◆ **What this task involves**:
Write the data out again, character for character, with no images.

◆ **Raw data**:
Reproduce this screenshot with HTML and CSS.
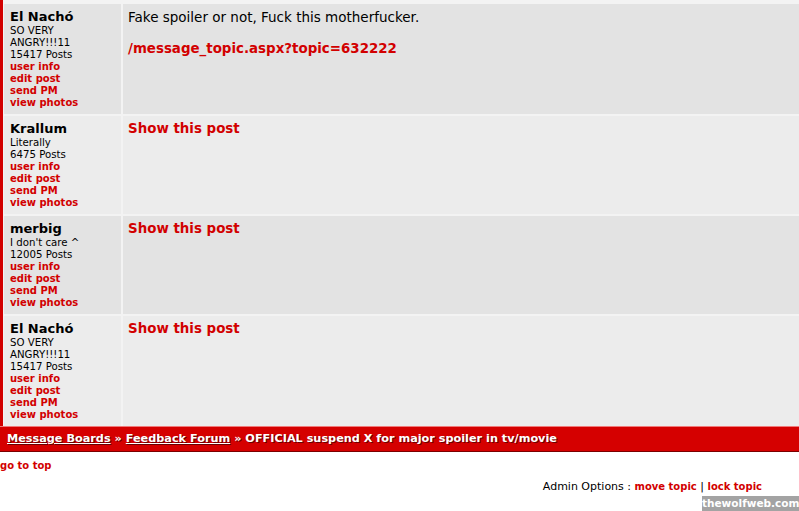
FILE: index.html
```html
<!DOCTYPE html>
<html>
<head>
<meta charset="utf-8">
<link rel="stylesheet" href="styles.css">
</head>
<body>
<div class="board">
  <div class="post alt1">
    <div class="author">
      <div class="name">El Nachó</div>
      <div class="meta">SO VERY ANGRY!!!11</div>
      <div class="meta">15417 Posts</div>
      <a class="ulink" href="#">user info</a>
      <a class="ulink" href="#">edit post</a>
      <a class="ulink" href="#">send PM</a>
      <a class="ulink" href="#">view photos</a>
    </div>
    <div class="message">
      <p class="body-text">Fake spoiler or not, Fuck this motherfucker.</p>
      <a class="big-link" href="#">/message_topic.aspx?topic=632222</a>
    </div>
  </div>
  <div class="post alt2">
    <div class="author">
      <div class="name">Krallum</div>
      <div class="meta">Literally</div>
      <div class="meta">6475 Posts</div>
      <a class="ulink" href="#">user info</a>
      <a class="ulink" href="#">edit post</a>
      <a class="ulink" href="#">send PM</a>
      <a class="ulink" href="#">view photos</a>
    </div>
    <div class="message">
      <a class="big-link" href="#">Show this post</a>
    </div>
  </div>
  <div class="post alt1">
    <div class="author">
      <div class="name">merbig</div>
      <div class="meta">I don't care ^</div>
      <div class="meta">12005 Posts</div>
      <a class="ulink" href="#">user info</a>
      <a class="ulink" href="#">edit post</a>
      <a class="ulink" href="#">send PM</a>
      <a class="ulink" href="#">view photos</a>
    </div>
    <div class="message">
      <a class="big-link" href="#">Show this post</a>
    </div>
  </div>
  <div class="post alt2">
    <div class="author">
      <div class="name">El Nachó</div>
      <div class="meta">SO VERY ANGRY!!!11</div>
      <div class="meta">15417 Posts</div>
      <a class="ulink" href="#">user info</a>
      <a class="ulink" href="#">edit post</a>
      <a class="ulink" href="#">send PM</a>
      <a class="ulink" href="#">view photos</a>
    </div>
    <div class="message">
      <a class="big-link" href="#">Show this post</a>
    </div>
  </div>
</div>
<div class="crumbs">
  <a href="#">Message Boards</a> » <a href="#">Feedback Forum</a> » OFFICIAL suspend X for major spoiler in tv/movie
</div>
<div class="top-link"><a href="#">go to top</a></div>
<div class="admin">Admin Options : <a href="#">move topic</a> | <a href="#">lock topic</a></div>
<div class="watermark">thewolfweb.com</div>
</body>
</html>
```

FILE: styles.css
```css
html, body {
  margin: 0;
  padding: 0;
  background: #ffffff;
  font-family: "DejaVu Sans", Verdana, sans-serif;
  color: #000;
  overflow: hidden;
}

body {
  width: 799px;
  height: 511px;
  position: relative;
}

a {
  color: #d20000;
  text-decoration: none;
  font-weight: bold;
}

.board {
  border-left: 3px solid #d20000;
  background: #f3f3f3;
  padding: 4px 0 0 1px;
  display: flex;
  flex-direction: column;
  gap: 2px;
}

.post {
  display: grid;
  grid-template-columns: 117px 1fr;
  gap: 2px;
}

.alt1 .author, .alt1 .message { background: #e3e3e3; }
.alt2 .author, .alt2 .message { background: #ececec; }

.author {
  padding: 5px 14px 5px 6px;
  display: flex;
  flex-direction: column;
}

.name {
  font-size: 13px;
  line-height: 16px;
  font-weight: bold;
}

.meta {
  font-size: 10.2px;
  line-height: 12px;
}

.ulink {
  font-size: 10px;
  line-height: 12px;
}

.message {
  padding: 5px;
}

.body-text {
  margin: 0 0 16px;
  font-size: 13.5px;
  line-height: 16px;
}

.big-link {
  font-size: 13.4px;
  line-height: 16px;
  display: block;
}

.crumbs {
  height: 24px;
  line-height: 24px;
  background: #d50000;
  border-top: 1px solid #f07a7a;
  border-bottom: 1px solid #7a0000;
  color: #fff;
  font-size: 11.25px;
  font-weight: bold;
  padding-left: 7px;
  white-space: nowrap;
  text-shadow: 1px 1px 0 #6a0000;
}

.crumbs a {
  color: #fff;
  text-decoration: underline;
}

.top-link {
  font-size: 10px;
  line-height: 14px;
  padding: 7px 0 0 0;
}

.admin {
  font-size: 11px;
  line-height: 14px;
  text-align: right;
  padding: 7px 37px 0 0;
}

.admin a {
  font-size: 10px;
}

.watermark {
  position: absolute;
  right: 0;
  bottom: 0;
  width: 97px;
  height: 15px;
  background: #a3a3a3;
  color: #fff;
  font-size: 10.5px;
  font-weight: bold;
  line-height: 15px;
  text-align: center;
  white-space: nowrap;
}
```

◆ **Result below**:
Reproduce this screenshot with HTML and CSS.
FILE: index.html
```html
<!DOCTYPE html>
<html>
<head>
<meta charset="utf-8">
<link rel="stylesheet" href="styles.css">
</head>
<body>
<div class="board">
  <div class="post alt1">
    <div class="author">
      <div class="name">El Nachó</div>
      <div class="meta">SO VERY ANGRY!!!11</div>
      <div class="meta">15417 Posts</div>
      <a class="ulink" href="#">user info</a>
      <a class="ulink" href="#">edit post</a>
      <a class="ulink" href="#">send PM</a>
      <a class="ulink" href="#">view photos</a>
    </div>
    <div class="message">
      <p class="body-text">Fake spoiler or not, Fuck this motherfucker.</p>
      <a class="big-link" href="#">/message_topic.aspx?topic=632222</a>
    </div>
  </div>
  <div class="post alt2">
    <div class="author">
      <div class="name">Krallum</div>
      <div class="meta">Literally</div>
      <div class="meta">6475 Posts</div>
      <a class="ulink" href="#">user info</a>
      <a class="ulink" href="#">edit post</a>
      <a class="ulink" href="#">send PM</a>
      <a class="ulink" href="#">view photos</a>
    </div>
    <div class="message">
      <a class="big-link" href="#">Show this post</a>
    </div>
  </div>
  <div class="post alt1">
    <div class="author">
      <div class="name">merbig</div>
      <div class="meta">I don't care ^</div>
      <div class="meta">12005 Posts</div>
      <a class="ulink" href="#">user info</a>
      <a class="ulink" href="#">edit post</a>
      <a class="ulink" href="#">send PM</a>
      <a class="ulink" href="#">view photos</a>
    </div>
    <div class="message">
      <a class="big-link" href="#">Show this post</a>
    </div>
  </div>
  <div class="post alt2">
    <div class="author">
      <div class="name">El Nachó</div>
      <div class="meta">SO VERY ANGRY!!!11</div>
      <div class="meta">15417 Posts</div>
      <a class="ulink" href="#">user info</a>
      <a class="ulink" href="#">edit post</a>
      <a class="ulink" href="#">send PM</a>
      <a class="ulink" href="#">view photos</a>
    </div>
    <div class="message">
      <a class="big-link" href="#">Show this post</a>
    </div>
  </div>
</div>
<div class="crumbs">
  <a href="#">Message Boards</a> » <a href="#">Feedback Forum</a> » OFFICIAL suspend X for major spoiler in tv/movie
</div>
<div class="top-link"><a href="#">go to top</a></div>
<div class="admin">Admin Options : <a href="#">move topic</a> | <a href="#">lock topic</a></div>
<div class="watermark">thewolfweb.com</div>
</body>
</html>
```

FILE: styles.css
```css
html, body {
  margin: 0;
  padding: 0;
  background: #ffffff;
  font-family: "DejaVu Sans", Verdana, sans-serif;
  color: #000;
  overflow: hidden;
}

body {
  width: 799px;
  height: 511px;
  position: relative;
}

a {
  color: #d20000;
  text-decoration: none;
  font-weight: bold;
}

.board {
  border-left: 3px solid #d20000;
  background: #f3f3f3;
  padding: 4px 0 0 1px;
  display: flex;
  flex-direction: column;
  gap: 2px;
}

.post {
  display: grid;
  grid-template-columns: 117px 1fr;
  gap: 2px;
}

.alt1 .author, .alt1 .message { background: #e3e3e3; }
.alt2 .author, .alt2 .message { background: #ececec; }

.author {
  padding: 5px 14px 5px 6px;
  display: flex;
  flex-direction: column;
}

.name {
  font-size: 13px;
  line-height: 16px;
  font-weight: bold;
}

.meta {
  font-size: 10.2px;
  line-height: 12px;
}

.ulink {
  font-size: 10px;
  line-height: 12px;
}

.message {
  padding: 5px;
}

.body-text {
  margin: 0 0 16px;
  font-size: 13.5px;
  line-height: 16px;
}

.big-link {
  font-size: 13.4px;
  line-height: 16px;
  display: block;
}

.crumbs {
  height: 24px;
  line-height: 24px;
  background: #d50000;
  border-top: 1px solid #f07a7a;
  border-bottom: 1px solid #7a0000;
  color: #fff;
  font-size: 11.25px;
  font-weight: bold;
  padding-left: 7px;
  white-space: nowrap;
  text-shadow: 1px 1px 0 #6a0000;
}

.crumbs a {
  color: #fff;
  text-decoration: underline;
}

.top-link {
  font-size: 10px;
  line-height: 14px;
  padding: 7px 0 0 0;
}

.admin {
  font-size: 11px;
  line-height: 14px;
  text-align: right;
  padding: 7px 37px 0 0;
}

.admin a {
  font-size: 10px;
}

.watermark {
  position: absolute;
  right: 0;
  bottom: 0;
  width: 97px;
  height: 15px;
  background: #a3a3a3;
  color: #fff;
  font-size: 10.5px;
  font-weight: bold;
  line-height: 15px;
  text-align: center;
  white-space: nowrap;
}
```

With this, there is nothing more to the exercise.